吉原の揚屋では名前が知れているので、八畳敷の小座敷を新しくしつらえ、京の世之介様御床と札を張り出し、さらに食器一切が世之介の撫子紋(なでしこもん)を散らしています。ところが高尾はさるお客の契約がびっしり埋まり、年内は空きがないからここで年越しをして春まで待ってはいかがですかとのこと。世之介は1億ほど使い捨てるつもりでしたがどうも歯がたちません。やっと忍び逢いできることになります。

高尾の道中。「総鹿子の唐織などまとい、帯は胸の高さに締め、腰を落として八文字で歩く、上方とは違って、珍しく目につくものである。顔見知りに逢ってもコトバを掛けず、お付きの娘二人も対の着物で、遣り手や下男にまで高尾の紅葉の紋をつけさせ、それこそ色好みの山が動くがごとしだった。」

そして、初対面なのにその気の使い方は細やかでした。世之介52歳。

世之介は、放浪時代も様々な職種につきます。そのあたりがまた庶民生活が垣間見えるところであり、それぞれの立場での色好みに遭遇するのです。遺産相続しても商売はしているようなのです。「出羽の国の庄内に出かけ、米など調達し、大阪への舟がくるのが遅いのをもどかしく思っていたので、、、」

そして世之介の仲間が島原の朝の景色の面白さに「西行はどんなつもりで松島の曙や象潟の夕暮れを讃えたのかね。」とし外国にもこんな楽しみはないだろうといいますと、もちろん世之介は、もっともだと賛同しています。西行さんも何のそのです。ということは、西鶴さん、芭蕉さんの風雅さも何のそのということなのです。このお二人のバトルもなかなかです。

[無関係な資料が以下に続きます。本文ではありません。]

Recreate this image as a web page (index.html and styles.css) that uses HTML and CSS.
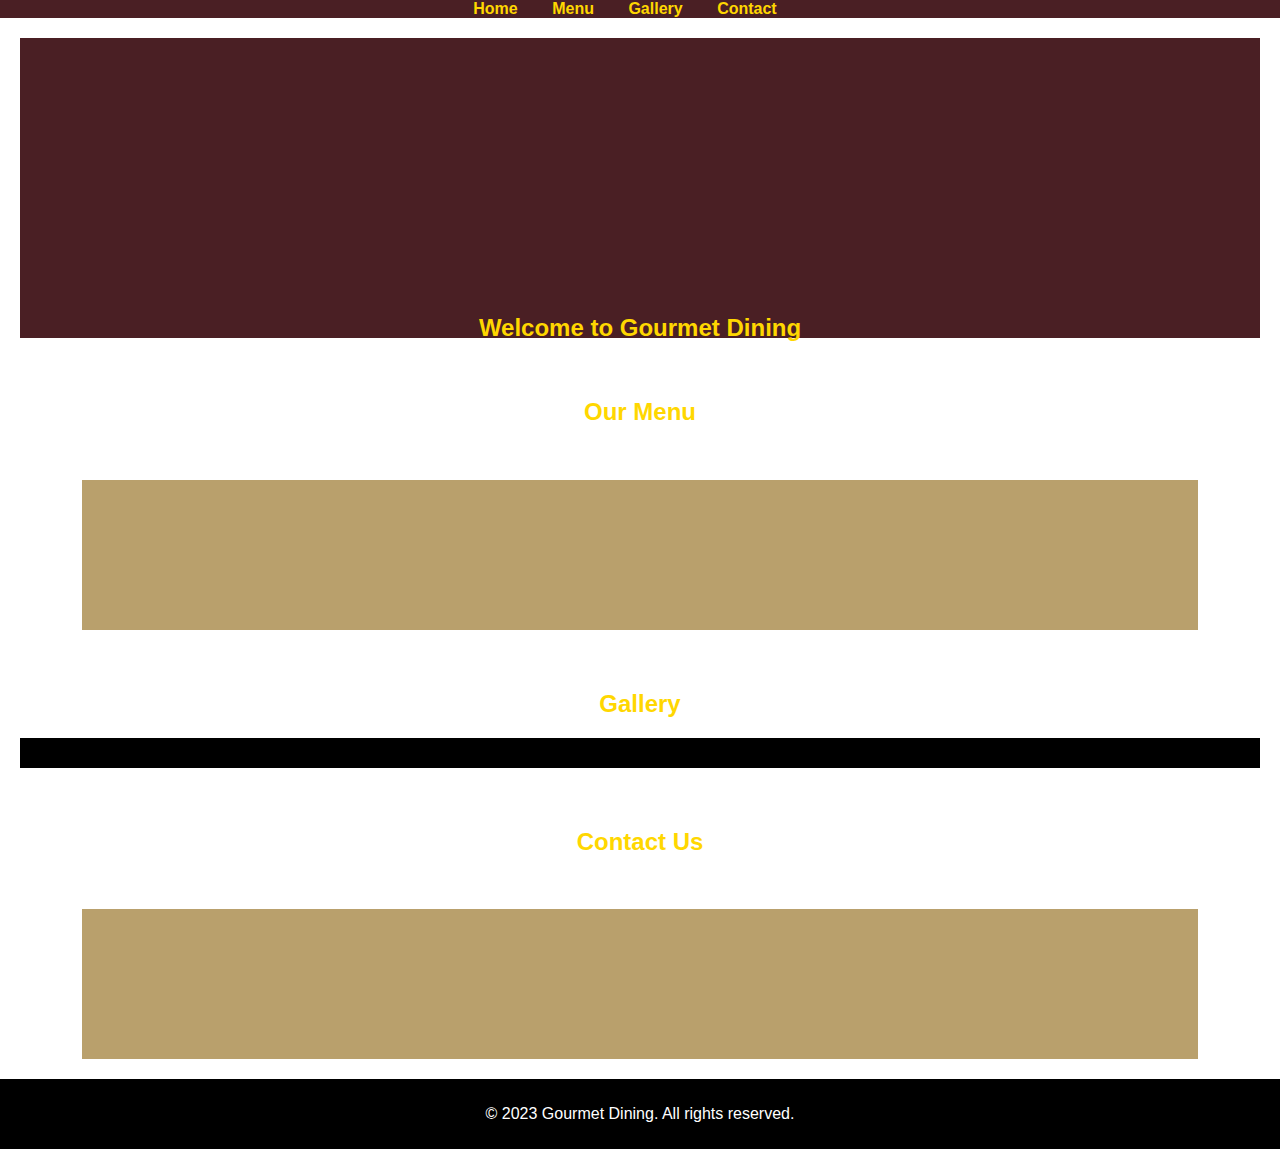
FILE: index.html
```html
<!DOCTYPE html>
<html lang="en">
<head>
<meta charset="utf-8">
<title>Gourmet Dining</title>
<link rel="stylesheet" href="styles.css">
</head>
<body>
<header class="site-header">
  <nav>
    <ul class="nav-list">
      <li><a href="#home">Home</a></li>
      <li><a href="#menu">Menu</a></li>
      <li><a href="#gallery">Gallery</a></li>
      <li><a href="#contact">Contact</a></li>
    </ul>
  </nav>
</header>
<main>
  <section class="hero" id="home">
    <h2 class="hero-title">Welcome to Gourmet Dining</h2>
  </section>
  <section class="section" id="menu">
    <h2 class="section-title">Our Menu</h2>
    <div class="panel"></div>
  </section>
  <section class="section" id="gallery">
    <h2 class="section-title">Gallery</h2>
    <div class="gallery-grid"></div>
  </section>
  <section class="section" id="contact">
    <h2 class="section-title">Contact Us</h2>
    <div class="panel"></div>
  </section>
</main>
<footer class="site-footer">
  <p>&copy; 2023 Gourmet Dining. All rights reserved.</p>
</footer>
</body>
</html>
```

FILE: styles.css
```css
body {
  margin: 0;
  font-family: "Liberation Sans", Arial, sans-serif;
  background: #ffffff;
}

.site-header {
  background: #4a1f24;
  height: 18px;
}

.nav-list {
  list-style: none;
  margin: 0;
  padding: 0;
  text-align: center;
  line-height: 18px;
}

.nav-list li {
  display: inline-block;
  margin-right: 30px;
}

.nav-list a {
  color: #ffd700;
  font-weight: bold;
  font-size: 16px;
  text-decoration: none;
}

.hero {
  margin: 20px 20px 0;
  height: 300px;
  background: #4a1f24;
  display: flex;
  justify-content: center;
  align-items: flex-end;
}

.hero-title {
  margin: 0 0 -4px;
  color: #ffd700;
  font-size: 24px;
  line-height: 27.6px;
}

.section {
  padding: 60px 20px 0;
}

.section-title {
  margin: 0 0 20px;
  color: #ffd700;
  font-size: 24px;
  line-height: 27.6px;
  text-align: center;
}

.panel {
  width: 90%;
  height: 150px;
  margin: 54px auto 0;
  background: #b9a06c;
}

.gallery-grid {
  height: 30px;
  margin-top: 20.4px;
  background: #000000;
}

.site-footer {
  margin-top: 20px;
  background: #000000;
  color: #ffffff;
  text-align: center;
  padding: 25px 0;
}

.site-footer p {
  margin: 0;
  font-size: 16px;
  line-height: 20px;
}
```
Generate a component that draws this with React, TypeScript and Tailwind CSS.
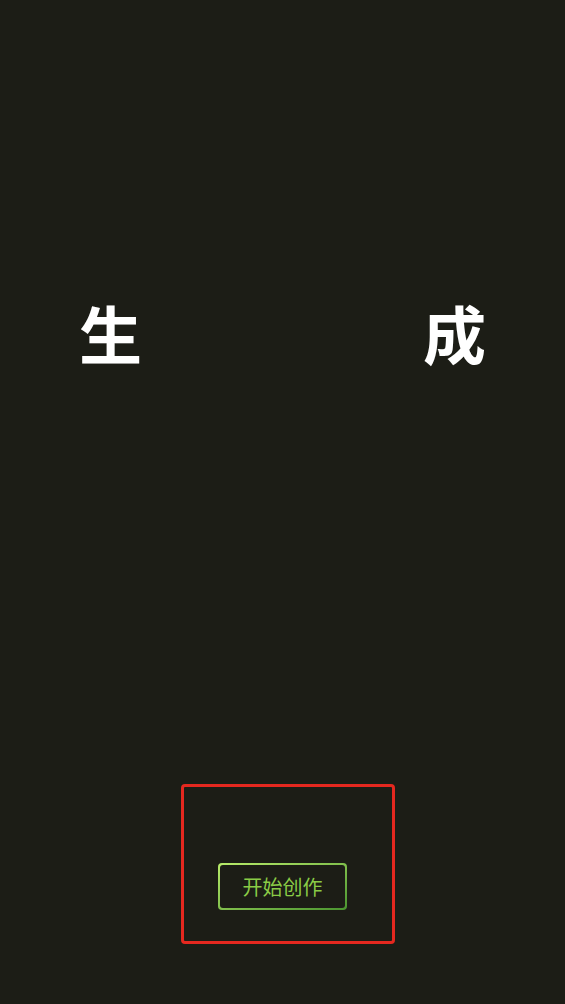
import React from "react";

export default function App() {
  return (
    <div
      className="w-full h-[1004px] bg-[#1c1d16] flex flex-col overflow-hidden"
      style={{ fontFamily: '"Noto Sans CJK SC", "Noto Sans", sans-serif' }}
    >
      <div className="mt-[300px] flex justify-between px-[79px] text-white font-bold text-[63px] leading-none">
        <span>生</span>
        <span>成</span>
      </div>
      <div className="mt-[500px] flex justify-center">
        <div className="relative">
          <div className="absolute left-[-37px] top-[-79px] w-[214px] h-[160px] border-[3px] border-[#e5281f] rounded-[4px] pointer-events-none" />
          <div className="rounded-[4px] p-[2px] bg-gradient-to-br from-[#b8ec6a] to-[#4a9530]">
            <div className="w-[125px] h-[43px] rounded-[3px] bg-[#1c1d16] flex items-center justify-center text-[20px] leading-none text-[#8acb46]">
              开始创作
            </div>
          </div>
        </div>
      </div>
    </div>
  );
}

そうした楽しみ方も、よくわからない井原西鶴について調べてくださった先人たちのおかげです。資料は検証のために大切なものでして次の世代への考える楽しさを増やしてくれます。

追記: 本によっては検証に検証を重ねているのでちょっと気分転換にとDVDの『ブラックペアン』に手をつけてしまった。CMが入らないので流れが良く面白い。まずい、まずい。予想では復讐劇。大丈夫です、きちんとやりますから西鶴さん。西鶴さんだって気が多いではないですか。

追記2: 片岡秀太郎さん、色里の女将役で登場すると全て心得ていますという雰囲気がその場を押さえてくれました。地味な着物の衿と小物の組み合わせ、裾の返し模様など素敵でした。また一つ細やかな空気感が消えてしまいました。合掌。